When there is no acceleration, the surface will be spherical with radius r = vt.

Considering a frame which is going upwards with speed u. This fellow will see that the spherical surface is coming down with speed u.

Considering a frame which is going upwards with acceleration g. This fellow will see that the spherical surface is coming down with acceleration g.So, the answer is : the sphere surface with radius r = vt with center going downwards with acceleration g. Hence, the correct option is (c).

 

[Pushoam]

To be honest i am not sure in what frame and which coordinate system (cylindrical or Cartesian probably) you should chose but the line of thinking would be to express the position vector for a ball that is thrown at angle θ which will be $\vec{R_\theta(t)}$ in that frame and coordinate system, and then prove that its magnitude$|\vec{R_\theta}(t)|$is independent of the angle θ and increasing function of time t. Probably in the expression for the magnitude will appear some $\cos^2\theta, \sin^2\theta$ terms which will cancel out.

To solve analytically,

With respect to a co - ordinate frame S' moving downwards with acceleration magnitude g and whose origin coincides with the point of throw at the time of throw. In this frame, the balls are not accelerating.

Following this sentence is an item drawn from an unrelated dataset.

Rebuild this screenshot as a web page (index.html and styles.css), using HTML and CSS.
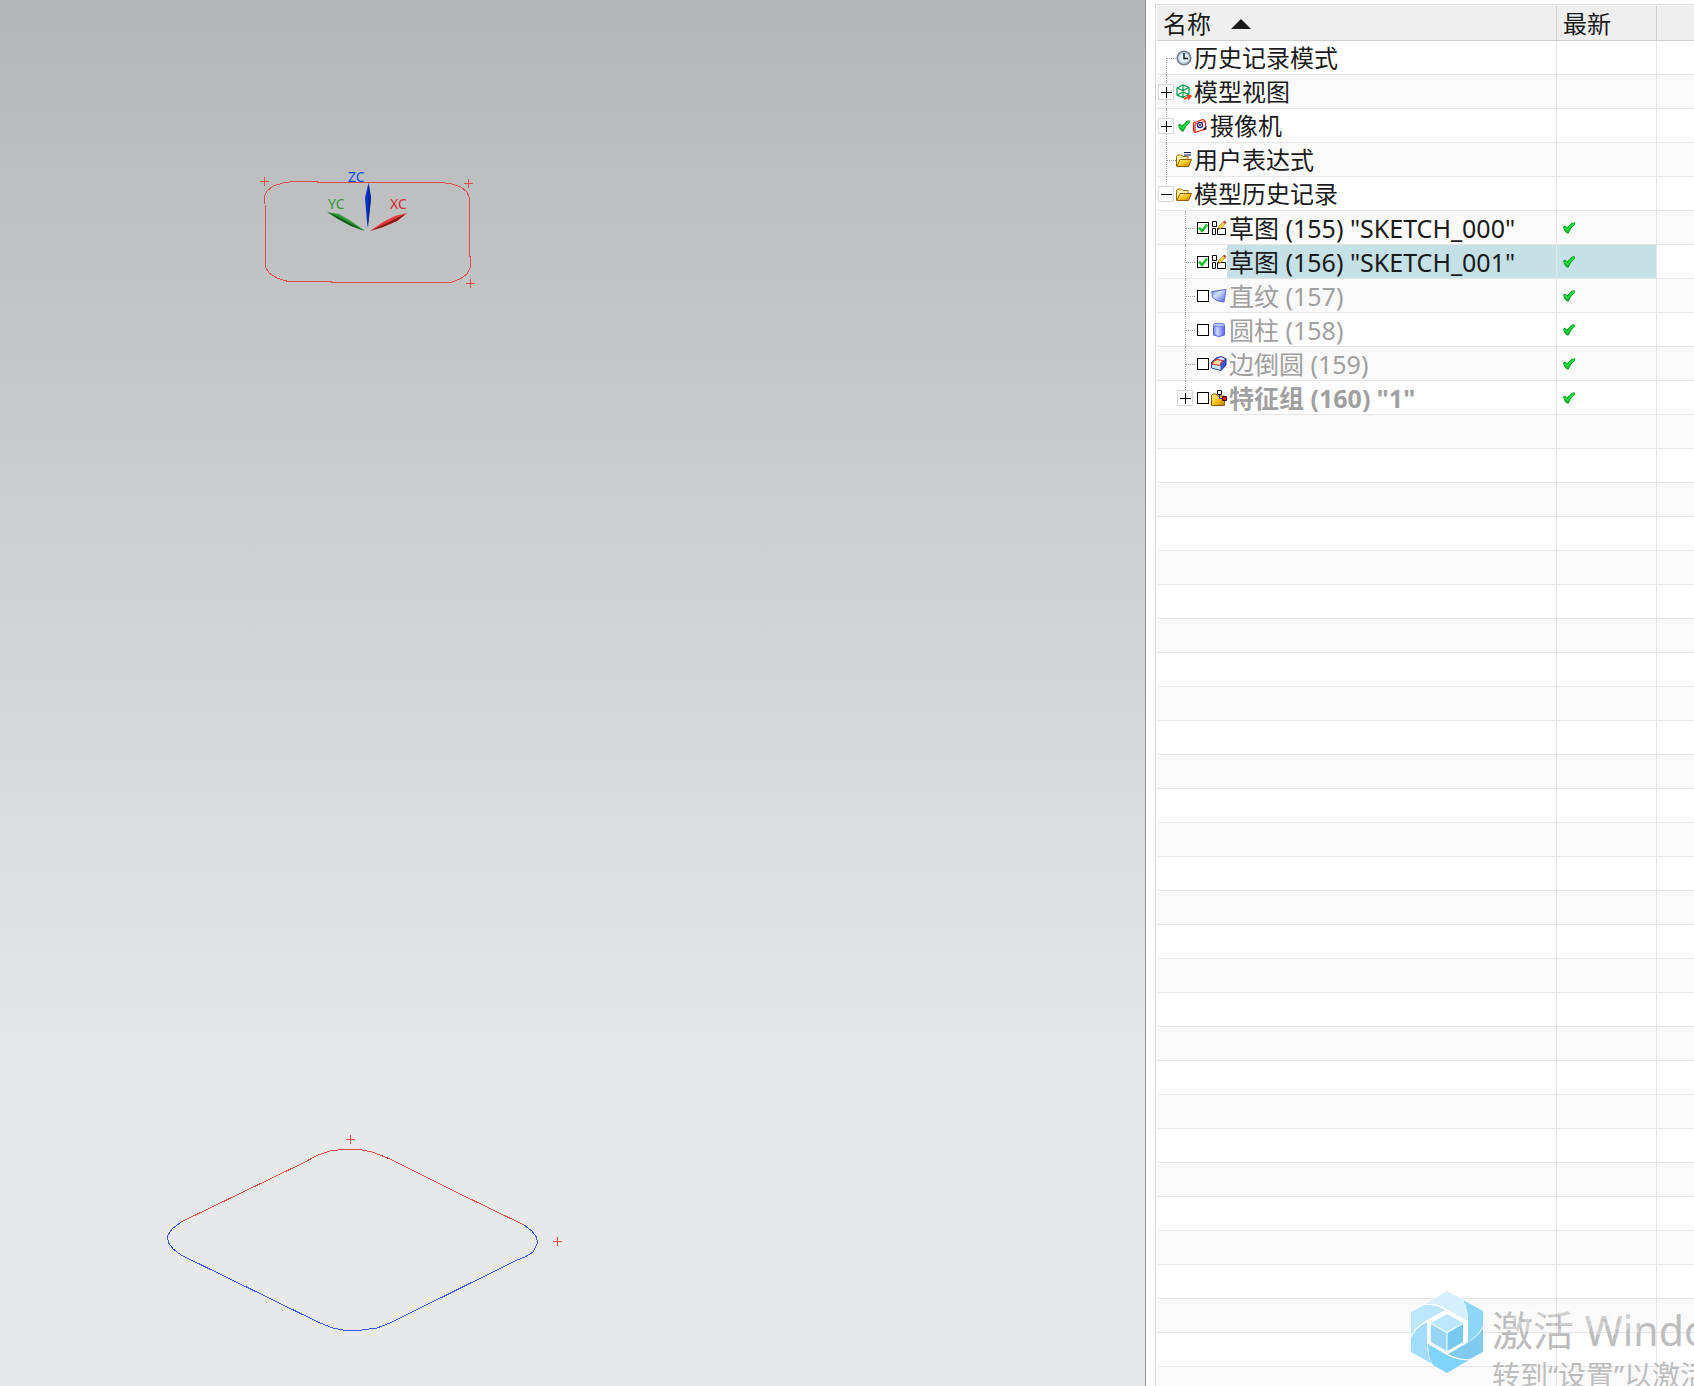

$\vec r'_{\theta }(t) = \vec v' t$ ...(1) where $\vec v'$ = initial velocity of throw i.e.$\vec v$.

With respect to a frame S, which is fixed and coincides with the point of throw,

$\vec r(t) = \vec r'(t) + \vec {OO'}(t)$ ...(2)

Where $\vec{OO'}(t)$ is position vector of the origin of S' frame i.e. O' from the origin of S frame i.e. O.

Now, $\vec {OO'}(t) = \frac 1 2 \vec g t^2$ ...(3)

So, using (1), (2),(3)

$\vec r(t) = \vec v t + \frac 1 2 \vec g t^2$ ...(4)

But, I don’t know how to convert (4) to " the surface is spherical with radius r = vt and center going downwards with acceleration magnitude g? Please help me here.

 

[Delta2]

(4) if you write it as $\vec{r_\theta(t)}-\vec{R_0(t)}=\vec{v_\theta}t$ ,w here $\vec{R_0(t)}=\frac{1}{2}\vec{g}t^2$ denotes a sphere with radius $|\vec{r_\theta(t)}-\vec{R_0(t)}|=|\vec{v_\theta}t|=vt$ (since all $v_\theta$ have equal magnitude $v$, that is same initial speed) and center at the point of the vector $\vec{R_0(t)}$.

(Note: Using vectors the equation of a sphere with center at the point of vector $\vec{R_0}$ is

$\vec{R}-\vec{R_0}=\vec{C}$ where C is a vector which has constant magnitude that is $|\vec{C}|$ is independent of the spatial variables x,y,z and $\vec{R}=x\hat i+y\hat j+z\hat k$ is the position vector (expressed in Cartesian coordinates in this case)..

 

[Pushoam]

Thanks

 

[TSny]

$z(t) = v \cos{ \theta }~ t - \frac 1 2 g t^2$ … (1)

$s(t) = v \sin{ \theta }~t$ ……..(3)

But I don’t know how to show it using the above equations.

Orodruin's and Delta²'s solutions are very nice. If you want to show it with equations (1) and (3), use these equations to set up
cos²θ + sin²θ = 1

(and you have rotational symmetry about the z axis)

 

[Pushoam]

${\sin {\theta} }^2+ {\cos{\theta} }^2 = 1$
$z(t) = v \cos{ \theta } t - \frac 1 2 get^2$ … (1) ##

$s(t) = v \sin{ \theta }t$ ……..(3) ##

$v^2 t^2 = \{z(t) + \frac 1 2 get^2\} ^2+ \{ s(t)\}^2$ ...(4)

The above is the equation of sphere whose center goes down with acceleration - magnitude g.

Thanks.

 

[Delta2]

Just to say some things to clarify more my post, $v_\theta$ is the velocity of the sphere that is thrown making angle $\theta$ with the horizontal axis (and NOT the $\theta$ component of velocity in a polar or cylindrical or spherical coordinate system) and it should be $v_{\theta,\phi}$ if we are working in 3 dimensions as the problem implies.

And also to be more accurate regarding the equation of sphere in vector notation, in order for the endpoints of a vector $\vec{R}=f(x,y,z)\hat i+g(x,y,z)\hat j+ q(x,y,z)\hat k$ to form a sphere with center the endpoint of a vector $\vec{R_0}$ the condition that must hold is $|\vec{R}-\vec{R_0}|=c$ where c is a constant number independent of the variables x,y,z or more general independent of the spatial coordinates of the coordinate system that vector R is expressed.